とりあえずシャキッとしようと大浴場に行って、初めて外を見ると、なかなかの大雨。まいったなぁと思いながら、風呂に付いているテレビを観ていると大雨警報まで出ていた。体力には絶対的な自信があるけれど、大した装備も持っていない、山登りの知識や経験もない僕に、この条件下の白神山地はハードルが高すぎる。残念だけど今回は諦めることにした。

そうなると、さて、どこに行こうかと、また考えた。このまま北海道まで上ってしまうのもありだけど、流石に帰りのドライブがしんどくなりそうだなぁ。そうなると南下するか。山形?新潟?などと考え、結局、佐渡島に行ってみることにした。相変わらず、特に理由はない。強いていうなら、行ったことないし、なかなか行けなさそうだから。

風呂から出て、すぐに荷造りをして、チェックアウトをして、フェリーが出ている新潟港を目指した。
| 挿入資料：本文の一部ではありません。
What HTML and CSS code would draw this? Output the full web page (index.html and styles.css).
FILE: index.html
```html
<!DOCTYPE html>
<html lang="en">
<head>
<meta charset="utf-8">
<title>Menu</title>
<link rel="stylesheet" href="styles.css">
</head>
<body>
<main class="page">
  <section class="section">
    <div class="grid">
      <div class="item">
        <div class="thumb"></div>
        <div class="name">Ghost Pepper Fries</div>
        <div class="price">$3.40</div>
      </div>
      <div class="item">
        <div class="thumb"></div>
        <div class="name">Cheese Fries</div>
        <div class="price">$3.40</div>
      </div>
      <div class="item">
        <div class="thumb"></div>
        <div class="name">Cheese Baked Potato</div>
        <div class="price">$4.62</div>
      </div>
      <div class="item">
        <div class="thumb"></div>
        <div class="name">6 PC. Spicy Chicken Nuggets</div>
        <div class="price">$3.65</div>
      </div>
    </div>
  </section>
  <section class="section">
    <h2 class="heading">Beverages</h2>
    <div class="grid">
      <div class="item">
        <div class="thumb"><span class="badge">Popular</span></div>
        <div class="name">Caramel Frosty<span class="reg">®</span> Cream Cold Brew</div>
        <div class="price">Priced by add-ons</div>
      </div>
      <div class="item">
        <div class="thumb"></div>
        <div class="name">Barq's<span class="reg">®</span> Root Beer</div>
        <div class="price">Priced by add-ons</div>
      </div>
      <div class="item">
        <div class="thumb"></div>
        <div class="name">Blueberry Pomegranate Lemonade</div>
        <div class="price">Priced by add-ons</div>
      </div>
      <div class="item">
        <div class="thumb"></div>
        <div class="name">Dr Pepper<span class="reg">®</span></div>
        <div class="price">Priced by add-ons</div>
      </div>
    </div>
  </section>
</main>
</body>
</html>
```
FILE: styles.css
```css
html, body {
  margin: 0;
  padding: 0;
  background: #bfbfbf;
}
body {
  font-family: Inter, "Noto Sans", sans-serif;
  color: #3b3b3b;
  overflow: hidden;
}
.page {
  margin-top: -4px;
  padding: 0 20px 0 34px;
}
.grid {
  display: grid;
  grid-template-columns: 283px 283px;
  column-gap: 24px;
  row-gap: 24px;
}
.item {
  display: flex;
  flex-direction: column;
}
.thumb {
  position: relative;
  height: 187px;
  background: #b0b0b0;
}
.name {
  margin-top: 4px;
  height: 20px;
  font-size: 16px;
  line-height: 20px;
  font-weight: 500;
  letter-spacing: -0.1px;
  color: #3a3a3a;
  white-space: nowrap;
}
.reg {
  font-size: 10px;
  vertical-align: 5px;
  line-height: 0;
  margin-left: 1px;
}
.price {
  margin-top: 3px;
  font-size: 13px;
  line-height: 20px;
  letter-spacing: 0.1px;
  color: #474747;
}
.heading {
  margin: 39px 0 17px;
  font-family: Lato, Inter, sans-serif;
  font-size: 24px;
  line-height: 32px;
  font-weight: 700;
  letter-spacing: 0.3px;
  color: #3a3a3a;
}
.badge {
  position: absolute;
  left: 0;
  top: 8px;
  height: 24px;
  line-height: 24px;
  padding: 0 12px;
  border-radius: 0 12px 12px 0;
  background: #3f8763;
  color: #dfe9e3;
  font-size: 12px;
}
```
この秋田~山形~新潟の日本海側は、高速道路がつながっていない。ところどころ一般道で、ひたすら南下。ちょうど庄内平野を走っている時、少しだけ天気が回復して晴れ間が出た。ひたすら平らな土地に延々と田んぼが広がって、その向こうに霞がかった山の稜線が見える。なかなかキレイである。米が美味そうだった。

道すがらフェリーの時間を調べて、12時半頃出港するのを狙うことにした。佐渡島のホテルも調べて予約した。とりあえず金山が近くて安い宿だ。周りに何もなかったら困るから朝食だけ付けておいた。本当に行き当たりばったり。慣れてきた。悪くない。